The $32,000 per-year progressive school founded by the Blue Man Group has come under scrutiny by parents, who claim their kids are barely learning to read, the New York Post reports.

The Blue School, a private school located in New York City's Financial District, has no books and no tests and is facing an exodus of students and teachers.

One mother complained to the Post that the school is “unstructured.” She is pulling her son at the end of the school year, as are the parents of four of her son’s first-grade classmates. Parents also claim that their children are not prepared to take tests and are bored with nothing to do in school.

“A majority of my Upper East Side clients, if they took a look down there, their heads would explode,” education adviser Terri Decker of Smart City Kids told the Post. “Literally, their brains would be on the pavement.”

The Blue School was originally founded as a play group by members of the theater troupe and their wives in 2006. It received its independent-school charter in 2009. The founders reportedly started the school so they could send their own children to a school that was creative enough for them. A letter from co-founder Matt Goldman on the school’s website describes the institution as a “healthy, warm, safe, nurturing environment where community is paramount and where children’s interactions between classes is just as important as what happens during classes.”

According to the Post, school officials say students decide their own curriculum and have no predetermined arrival time. Currently, the school includes grades K-3, and a fourth grade is being added next year.

If the parents' claims are true, the Blue School debacle could place its students at a disadvantage if those children enter New York public schools after a Blue School term.

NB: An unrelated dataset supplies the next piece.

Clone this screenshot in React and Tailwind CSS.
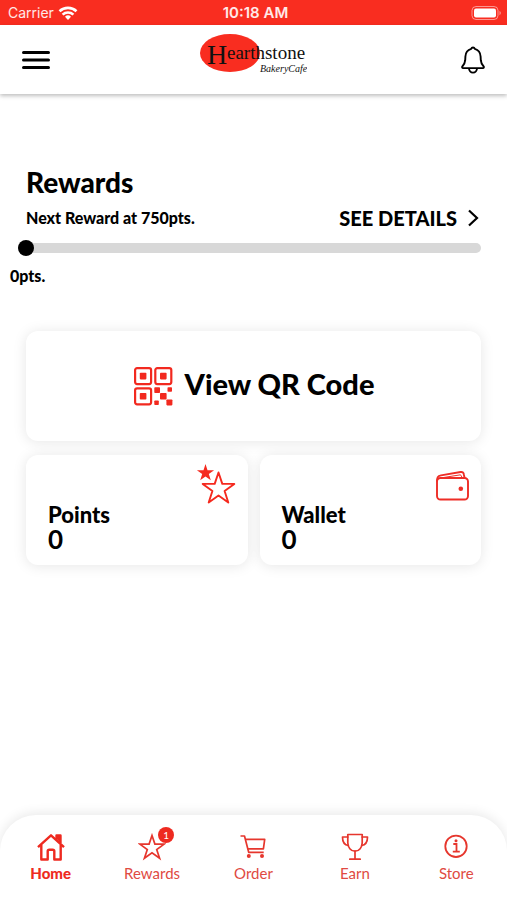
import React, { useState } from 'react';
import clsx from 'clsx';

const WifiIcon = () => (
  <svg className="w-5 h-4" viewBox="0 0 20 16" fill="none" stroke="#fff" strokeWidth="2.6" aria-hidden="true">
    <path d="M1.5 6.2a12.5 12.5 0 0 1 17 0" />
    <path d="M4.6 9.6a8 8 0 0 1 10.8 0" />
    <path d="M10 15l-3-3.2a4.3 4.3 0 0 1 6 0z" fill="#fff" stroke="none" />
  </svg>
);

const BatteryIcon = () => (
  <svg className="w-8 h-4" viewBox="0 0 32 16" fill="none" aria-hidden="true">
    <rect x="1" y="1.5" width="26" height="13" rx="4" stroke="#fff" strokeOpacity="0.5" />
    <rect x="3" y="3.5" width="22" height="9" rx="2" fill="#fff" />
    <path d="M28.5 6v4.2a2.3 2.3 0 0 0 0-4.2z" fill="#fff" fillOpacity="0.5" />
  </svg>
);

const MenuIcon = () => (
  <svg className="w-7 h-5" viewBox="0 0 28 20" fill="none" stroke="#000" strokeWidth="3" strokeLinecap="round" aria-hidden="true">
    <path d="M1.5 2.5h25M1.5 10h25M1.5 17.500h25" />
  </svg>
);

const BellIcon = () => (
  <svg className="w-6 h-7" viewBox="0 0 24 28" fill="none" stroke="#000" strokeWidth="1.9" strokeLinejoin="round" aria-hidden="true">
    <path d="M10.2 2.800a1.900 1.900 0 0 1 3.600 0C17.600 3.800 19.400 6.800 19.600 10.500l.2 3.700c.2 2.500.8 4.200 2.700 6 .7.700.4 1.900-.7 1.900H2.200c-1.100 0-1.400-1.200-.7-1.900 1.900-1.800 2.500-3.500 2.700-6l.2-3.700C4.600 6.800 6.400 3.800 10.200 2.800z" />
    <path d="M8 22.300a4 4.300 0 0 0 8 0" />
  </svg>
);

const Logo = () => (
  <svg className="w-27 h-12" viewBox="0 0 108 48" role="img" aria-label="Hearthstone Bakery Cafe">
    <ellipse cx="31" cy="19" rx="30" ry="19" fill="#f92d20" />
    <g fill="#111" fontFamily="'Liberation Serif', serif">
      <text x="8" y="30" fontSize="28">H</text>
      <text x="28" y="25" fontSize="19">earthstone</text>
      <text x="61" y="38" fontSize="10" fontStyle="italic">BakeryCafe</text>
    </g>
  </svg>
);

const QrIcon = () => (
  <svg className="w-10 h-10" viewBox="0 0 40 40" fill="none" stroke="#f2291f" strokeWidth="2.2" aria-hidden="true">
    <rect x="2.1" y="2.1" width="16" height="16" rx="2" />
    <rect x="22.3" y="2.1" width="16" height="16" rx="2" />
    <rect x="2.1" y="22.3" width="16" height="16" rx="2" />
    <g fill="#f2291f" stroke="none">
      <rect x="6.8" y="6.8" width="6.6" height="6.6" rx="0.8" />
      <rect x="27" y="6.8" width="6.6" height="6.6" rx="0.8" />
      <rect x="6.8" y="27" width="6.6" height="6.6" rx="0.8" />
      <rect x="27" y="27" width="6.6" height="6.6" rx="0.8" />
      <rect x="21.3" y="21.3" width="5.7" height="5.7" rx="0.8" />
      <rect x="34.5" y="21.3" width="4.5" height="4.5" rx="0.8" />
      <rect x="21.3" y="34.5" width="4.5" height="4.5" rx="0.8" />
      <rect x="33.4" y="33.4" width="6" height="6" rx="0.8" />
    </g>
  </svg>
);

const StarsIcon = () => (
  <svg className="w-10 h-11" viewBox="0 0 40 44" fill="none" aria-hidden="true">
    <path d="M9.500 1l2 6.200h6.600l-5.300 3.900 2 6.200-5.300-3.800-5.300 3.800 2-6.200L.9 7.200h6.600z" fill="#f5291e" />
    <path d="M22.500 9.500l3.800 11.400h12l-9.700 7.100 3.700 11.500-9.800-7-9.800 7L16.400 28l-9.700-7.100h12z" stroke="#f5291e" strokeWidth="1.900" strokeLinejoin="round" />
  </svg>
);

const WalletIcon = () => (
  <svg className="w-10 h-11" viewBox="0 0 40 44" fill="none" stroke="#ee2d26" strokeWidth="1.9" strokeLinejoin="round" aria-hidden="true">
    <rect x="8" y="15" width="31" height="21.5" rx="3.5" />
    <path d="M8 18.500c0-4 .6-5.500 4-6.100L31.500 9c2-.3 3 .5 3.300 2.200l.8 3.800" />
    <path d="M11.500 15l20-3.200 2 3.200" strokeWidth="1" />
    <circle cx="31.800" cy="25.800" r="2.300" fill="#ee2d26" stroke="none" />
  </svg>
);

const HomeIcon = () => (
  <svg className="w-7 h-7" viewBox="0 0 28 28" fill="none" stroke="#ee2a20" strokeWidth="2.4" strokeLinejoin="round" aria-hidden="true">
    <path d="M1 14.200L14 2.300l13 11.900" />
    <path d="M19.500 6V2.500h4V10" fill="#ee2a20" />
    <path d="M4.300 12v14.500h6.400v-8.200c0-1 .6-1.600 1.600-1.600h3.400c1 0 1.600.6 1.600 1.600v8.200h6.400V12" />
  </svg>
);

const StarIcon = () => (
  <svg className="w-7 h-7" viewBox="0 0 28 28" fill="none" stroke="#e6362d" strokeWidth="1.7" aria-hidden="true">
    <path d="M14 2.500l2.900 8.600h9.300l-7.500 5.400 2.900 8.800-7.600-5.400-7.600 5.400 2.900-8.800-7.500-5.400h9.300z" />
  </svg>
);

const CartIcon = () => (
  <svg className="w-7 h-7" viewBox="0 0 28 28" fill="none" stroke="#e6362d" strokeWidth="1.7" strokeLinejoin="round" aria-hidden="true">
    <path d="M1.500 3h4L9.700 19.300h15" />
    <path d="M6.300 6.300h19.400L24.400 15.800H8.800" />
    <circle cx="9.800" cy="23" r="2" fill="#e6362d" stroke="none" />
    <circle cx="23" cy="23" r="2" fill="#e6362d" stroke="none" />
  </svg>
);

const TrophyIcon = () => (
  <svg className="w-7 h-7" viewBox="0 0 28 28" fill="none" stroke="#e6362d" strokeWidth="1.7" strokeLinecap="round" strokeLinejoin="round" aria-hidden="true">
    <path d="M6.800 1.500h14.400v8.300c0 4.600-3 8.400-7.200 8.400s-7.200-3.800-7.200-8.400z" />
    <path d="M6.800 4H1.500c0 5 1.700 8 5.900 8.500M21.200 4h5.300c0 5-1.700 8-5.900 8.500" />
    <path d="M14 18.200v8M8.800 26.200h10.400" />
  </svg>
);

const InfoIcon = () => (
  <svg className="w-7 h-7" viewBox="0 0 28 28" fill="none" stroke="#e6362d" strokeWidth="1.8" aria-hidden="true">
    <circle cx="14" cy="13.300" r="10.700" />
    <path d="M11.300 11h3.200v7.600M10.800 18.600h7" />
    <circle cx="14" cy="7.700" r="1.500" fill="#e6362d" stroke="none" />
  </svg>
);

const tabs = [
  { id: 'home', label: 'Home', Icon: HomeIcon },
  { id: 'rewards', label: 'Rewards', Icon: StarIcon, badge: 1 },
  { id: 'order', label: 'Order', Icon: CartIcon },
  { id: 'earn', label: 'Earn', Icon: TrophyIcon },
  { id: 'store', label: 'Store', Icon: InfoIcon }
];

const StatCard = ({ label, value, icon }) => (
  <button className="flex items-start justify-between h-[110px] rounded-xl bg-white pl-[22px] pr-3 text-left shadow-[0_1px_14px_rgba(0,0,0,0.1)]">
    <span className="flex flex-col pt-12">
      <span className="text-[22px] leading-6 font-black">{label}</span>
      <span className="text-[26px] leading-6 font-bold">{value}</span>
    </span>
    <span className="pt-2">{icon}</span>
  </button>
);

const BottomNav = ({ activeTab, onTabChange }) => (
  <nav className="grid grid-cols-5 h-[85px] rounded-t-[36px] bg-white pt-4 shadow-[0_-2px_12px_rgba(0,0,0,0.09)]">
    {tabs.map(({ id, label, Icon, badge }) => (
      <button key={id} onClick={() => onTabChange(id)} className="flex flex-col items-center justify-start gap-0.5">
        <span className="relative pt-0.5">
          <Icon />
          {badge && (
            <span className="absolute -top-1 -right-2 flex items-center justify-center w-4 h-4 rounded-full bg-[#ee2a20] text-[10px] leading-4 text-white">
              {badge}
            </span>
          )}
        </span>
        <span
          className={clsx(
            'text-[15px] leading-5',
            activeTab === id ? 'font-black text-[#ee2a20]' : 'text-[#e04a42]'
          )}
        >
          {label}
        </span>
      </button>
    ))}
  </nav>
);

const App = () => {
  const [activeTab, setActiveTab] = useState('home');
  const [points, setPoints] = useState(0);

  return (
    <div className="flex flex-col min-h-screen bg-white text-black font-['Lato',sans-serif]">
      {/* Status bar */}
      <div className="grid grid-cols-3 items-center h-[25px] pl-2 pr-1 bg-[#f92d20] text-sm text-white/90 font-['Inter',sans-serif]">
        <span className="flex items-center gap-1">
          Carrier <WifiIcon />
        </span>
        <span className="text-center text-[15px] font-semibold">10:18 AM</span>
        <span className="flex justify-end">
          <BatteryIcon />
        </span>
      </div>

      {/* Header */}
      <header className="grid grid-cols-3 items-center h-[69px] px-[22px] bg-white shadow-[0_2px_4px_rgba(0,0,0,0.25)]">
        <button aria-label="Menu" className="justify-self-start">
          <MenuIcon />
        </button>
        <span className="justify-self-center pb-1">
          <Logo />
        </span>
        <button aria-label="Notifications" className="justify-self-end">
          <BellIcon />
        </button>
      </header>

      <main className="flex-1 px-[26px] pt-18">
        {/* Rewards progress */}
        <h1 className="text-[28px] leading-8 font-black">Rewards</h1>
        <div className="flex items-center justify-between pt-2">
          <label htmlFor="progress" className="text-base leading-6 font-black">
            Next Reward at 750pts.
          </label>
          <a href="#details" className="flex items-center gap-2 text-xl leading-6 font-black">
            SEE DETAILS
            <svg className="w-4 h-5" viewBox="0 0 16 20" fill="none" stroke="#000" strokeWidth="2.2" aria-hidden="true">
              <path d="M4 2.500l8 7.500-8 7.500" />
            </svg>
          </a>
        </div>
        <div className="-ml-2 pt-2">
          <input
            id="progress"
            type="range"
            min="0"
            max="750"
            value={points}
            onChange={(e) => setPoints(Number(e.target.value))}
            className="block w-full h-5 appearance-none bg-transparent [&::-webkit-slider-runnable-track]:h-[10px] [&::-webkit-slider-runnable-track]:rounded-full [&::-webkit-slider-runnable-track]:bg-[#d8d8d8] [&::-webkit-slider-thumb]:appearance-none [&::-webkit-slider-thumb]:w-4 [&::-webkit-slider-thumb]:h-4 [&::-webkit-slider-thumb]:-mt-[3px] [&::-webkit-slider-thumb]:rounded-full [&::-webkit-slider-thumb]:bg-black"
          />
        </div>
        <p className="-ml-4 pt-2 text-base leading-5 font-black">{points}pts.</p>

        {/* Cards */}
        <div className="flex flex-col gap-[14px] pt-[45px]">
          <button className="flex items-center justify-center gap-3 h-[110px] rounded-xl bg-white text-[29px] leading-8 font-black shadow-[0_1px_14px_rgba(0,0,0,0.1)]">
            <QrIcon />
            <span className="pb-1">View QR Code</span>
          </button>
          <div className="grid grid-cols-2 gap-3">
            <StatCard label="Points" value={0} icon={<StarsIcon />} />
            <StatCard label="Wallet" value={0} icon={<WalletIcon />} />
          </div>
        </div>
      </main>

      <BottomNav activeTab={activeTab} onTabChange={setActiveTab} />
    </div>
  );
};

export default App;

Emphasis on standardized testing is at an all-time high, as the city's teacher evaluations largely depend on student performance on high-stakes state exams.

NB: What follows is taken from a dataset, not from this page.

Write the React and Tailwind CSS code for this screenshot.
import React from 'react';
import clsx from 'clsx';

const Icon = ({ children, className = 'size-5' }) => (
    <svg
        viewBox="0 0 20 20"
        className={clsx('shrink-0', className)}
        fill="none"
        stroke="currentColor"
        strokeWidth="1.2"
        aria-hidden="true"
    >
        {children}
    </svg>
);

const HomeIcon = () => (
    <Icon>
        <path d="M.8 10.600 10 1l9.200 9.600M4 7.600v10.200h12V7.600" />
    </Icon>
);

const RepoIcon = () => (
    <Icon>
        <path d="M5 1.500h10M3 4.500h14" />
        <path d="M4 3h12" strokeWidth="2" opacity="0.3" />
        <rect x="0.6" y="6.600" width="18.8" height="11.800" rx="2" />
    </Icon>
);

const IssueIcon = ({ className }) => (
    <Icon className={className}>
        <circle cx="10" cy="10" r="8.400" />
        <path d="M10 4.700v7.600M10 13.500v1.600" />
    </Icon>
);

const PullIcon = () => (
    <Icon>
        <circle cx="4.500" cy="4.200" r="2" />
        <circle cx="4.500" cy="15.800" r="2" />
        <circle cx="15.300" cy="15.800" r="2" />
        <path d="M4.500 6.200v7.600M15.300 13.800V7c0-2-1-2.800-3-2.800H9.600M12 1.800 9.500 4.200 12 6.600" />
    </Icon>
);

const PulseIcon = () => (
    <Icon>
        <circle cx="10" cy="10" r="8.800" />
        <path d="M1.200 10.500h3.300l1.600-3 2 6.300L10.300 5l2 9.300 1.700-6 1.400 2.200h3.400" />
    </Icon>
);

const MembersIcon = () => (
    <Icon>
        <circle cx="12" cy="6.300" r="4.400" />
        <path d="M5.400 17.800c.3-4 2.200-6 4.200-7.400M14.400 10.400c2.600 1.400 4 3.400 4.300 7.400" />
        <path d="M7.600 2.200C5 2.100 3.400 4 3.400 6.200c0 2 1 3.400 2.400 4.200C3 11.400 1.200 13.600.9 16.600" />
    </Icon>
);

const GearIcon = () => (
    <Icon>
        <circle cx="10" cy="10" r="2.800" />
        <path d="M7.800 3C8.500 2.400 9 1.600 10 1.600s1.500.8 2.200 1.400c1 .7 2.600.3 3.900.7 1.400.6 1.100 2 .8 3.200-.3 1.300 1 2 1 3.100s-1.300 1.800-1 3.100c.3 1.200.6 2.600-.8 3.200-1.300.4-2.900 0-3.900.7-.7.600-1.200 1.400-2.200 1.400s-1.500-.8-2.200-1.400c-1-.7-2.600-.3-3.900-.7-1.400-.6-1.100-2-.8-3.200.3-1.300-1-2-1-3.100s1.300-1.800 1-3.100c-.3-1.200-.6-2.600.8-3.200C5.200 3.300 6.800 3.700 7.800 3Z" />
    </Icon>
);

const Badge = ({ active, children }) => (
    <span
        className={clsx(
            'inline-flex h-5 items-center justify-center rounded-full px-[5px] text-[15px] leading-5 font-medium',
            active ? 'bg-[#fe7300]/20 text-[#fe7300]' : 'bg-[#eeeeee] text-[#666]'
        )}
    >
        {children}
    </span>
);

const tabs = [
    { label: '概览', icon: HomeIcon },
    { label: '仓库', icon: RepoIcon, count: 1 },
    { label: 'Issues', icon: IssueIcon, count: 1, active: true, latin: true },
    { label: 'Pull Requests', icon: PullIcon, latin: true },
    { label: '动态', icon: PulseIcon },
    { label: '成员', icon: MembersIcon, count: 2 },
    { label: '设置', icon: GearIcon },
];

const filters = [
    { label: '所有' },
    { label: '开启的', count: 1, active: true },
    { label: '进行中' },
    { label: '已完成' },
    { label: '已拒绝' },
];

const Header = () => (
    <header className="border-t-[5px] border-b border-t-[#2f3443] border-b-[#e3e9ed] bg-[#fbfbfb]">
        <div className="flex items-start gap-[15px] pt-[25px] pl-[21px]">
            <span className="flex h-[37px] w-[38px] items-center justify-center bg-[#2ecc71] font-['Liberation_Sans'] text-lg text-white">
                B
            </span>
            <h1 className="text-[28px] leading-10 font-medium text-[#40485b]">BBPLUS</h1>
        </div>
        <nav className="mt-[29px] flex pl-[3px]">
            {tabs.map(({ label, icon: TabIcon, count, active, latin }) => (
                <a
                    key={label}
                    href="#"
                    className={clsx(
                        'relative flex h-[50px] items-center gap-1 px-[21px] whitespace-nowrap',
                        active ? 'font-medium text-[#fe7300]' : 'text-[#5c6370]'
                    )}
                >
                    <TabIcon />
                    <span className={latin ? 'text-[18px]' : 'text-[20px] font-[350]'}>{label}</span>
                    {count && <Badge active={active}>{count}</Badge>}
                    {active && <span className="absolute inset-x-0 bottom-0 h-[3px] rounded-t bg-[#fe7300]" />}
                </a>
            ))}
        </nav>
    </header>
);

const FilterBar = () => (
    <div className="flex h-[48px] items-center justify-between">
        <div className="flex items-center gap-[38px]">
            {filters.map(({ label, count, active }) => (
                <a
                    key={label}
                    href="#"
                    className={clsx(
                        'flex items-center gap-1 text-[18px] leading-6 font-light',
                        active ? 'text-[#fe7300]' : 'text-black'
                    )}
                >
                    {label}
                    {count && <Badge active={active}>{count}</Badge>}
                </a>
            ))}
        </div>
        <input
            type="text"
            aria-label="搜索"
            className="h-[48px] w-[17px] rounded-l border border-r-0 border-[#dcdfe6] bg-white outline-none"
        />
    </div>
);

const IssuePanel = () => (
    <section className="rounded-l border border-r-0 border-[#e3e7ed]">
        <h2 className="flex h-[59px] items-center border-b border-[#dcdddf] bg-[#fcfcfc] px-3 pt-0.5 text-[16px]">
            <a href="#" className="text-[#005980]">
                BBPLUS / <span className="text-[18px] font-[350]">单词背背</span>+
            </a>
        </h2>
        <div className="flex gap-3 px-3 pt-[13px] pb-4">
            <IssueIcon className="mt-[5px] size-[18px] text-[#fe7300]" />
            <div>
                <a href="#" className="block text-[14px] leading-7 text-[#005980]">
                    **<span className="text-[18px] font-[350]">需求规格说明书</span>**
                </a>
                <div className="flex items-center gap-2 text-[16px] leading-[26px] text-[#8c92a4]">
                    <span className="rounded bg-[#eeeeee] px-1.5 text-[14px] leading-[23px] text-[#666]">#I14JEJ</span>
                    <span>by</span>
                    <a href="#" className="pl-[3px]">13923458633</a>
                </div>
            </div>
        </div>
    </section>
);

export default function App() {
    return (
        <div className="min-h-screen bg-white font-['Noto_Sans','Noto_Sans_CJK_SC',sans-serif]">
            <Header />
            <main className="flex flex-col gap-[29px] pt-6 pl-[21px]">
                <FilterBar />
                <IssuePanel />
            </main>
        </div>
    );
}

Because New York state exams had become predictable and easier to pass -- to the extent that students were told incorrectly they were proficient in certain subjects -- the state, in conjunction with testing company Pearson, developed a set of lengthier and more rigorous tests this year.

Such an emphasis on these tests, a series of errors in numerous test versions and a higher request that students should not be informed of the purpose of field tests drove parents and students to Pearson's steps by the dozens to protest standardized testing last week.